Aim:
Print the material below exactly as it stands, please, from its first line to the line holding "string; lines: string[]", with no pictures.

====

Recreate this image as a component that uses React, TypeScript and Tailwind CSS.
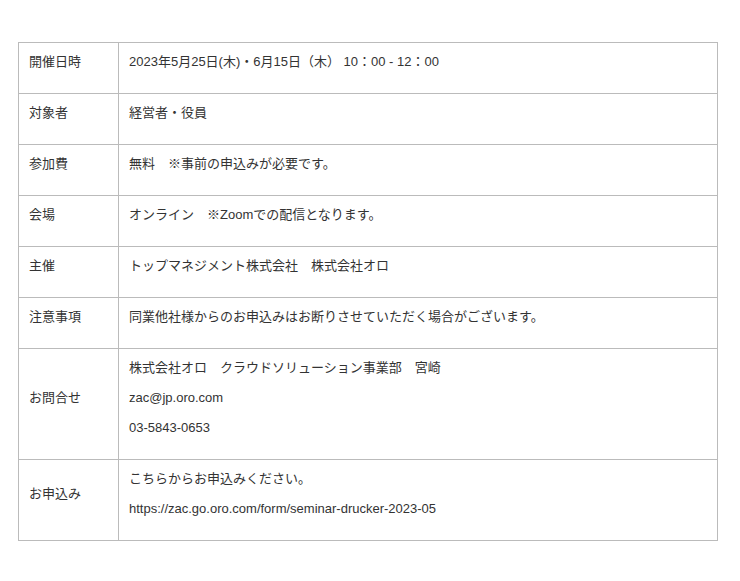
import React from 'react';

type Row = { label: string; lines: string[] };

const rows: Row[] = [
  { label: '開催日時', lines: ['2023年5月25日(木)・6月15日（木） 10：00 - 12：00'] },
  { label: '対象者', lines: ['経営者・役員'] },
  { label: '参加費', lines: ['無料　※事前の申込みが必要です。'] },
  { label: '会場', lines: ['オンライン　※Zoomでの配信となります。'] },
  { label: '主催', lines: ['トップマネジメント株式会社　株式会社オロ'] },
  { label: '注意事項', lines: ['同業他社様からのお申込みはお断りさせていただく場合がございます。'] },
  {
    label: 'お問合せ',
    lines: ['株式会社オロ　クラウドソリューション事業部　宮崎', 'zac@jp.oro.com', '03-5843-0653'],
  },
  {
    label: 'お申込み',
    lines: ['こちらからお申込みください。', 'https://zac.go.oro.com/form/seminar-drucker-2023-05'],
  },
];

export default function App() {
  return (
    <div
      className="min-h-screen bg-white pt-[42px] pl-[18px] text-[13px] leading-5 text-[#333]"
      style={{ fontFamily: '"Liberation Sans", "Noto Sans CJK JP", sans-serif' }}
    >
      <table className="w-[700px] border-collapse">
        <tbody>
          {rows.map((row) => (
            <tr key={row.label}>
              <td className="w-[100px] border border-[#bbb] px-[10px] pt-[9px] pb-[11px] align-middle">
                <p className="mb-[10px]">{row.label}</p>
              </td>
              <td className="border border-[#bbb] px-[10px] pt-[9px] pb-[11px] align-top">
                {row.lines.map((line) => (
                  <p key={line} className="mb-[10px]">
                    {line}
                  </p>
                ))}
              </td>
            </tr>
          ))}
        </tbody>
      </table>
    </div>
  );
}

====

Problem solution:
Recreate this image as a component that uses React, TypeScript and Tailwind CSS.
import React from 'react';

type Row = { label: string; lines: string[] };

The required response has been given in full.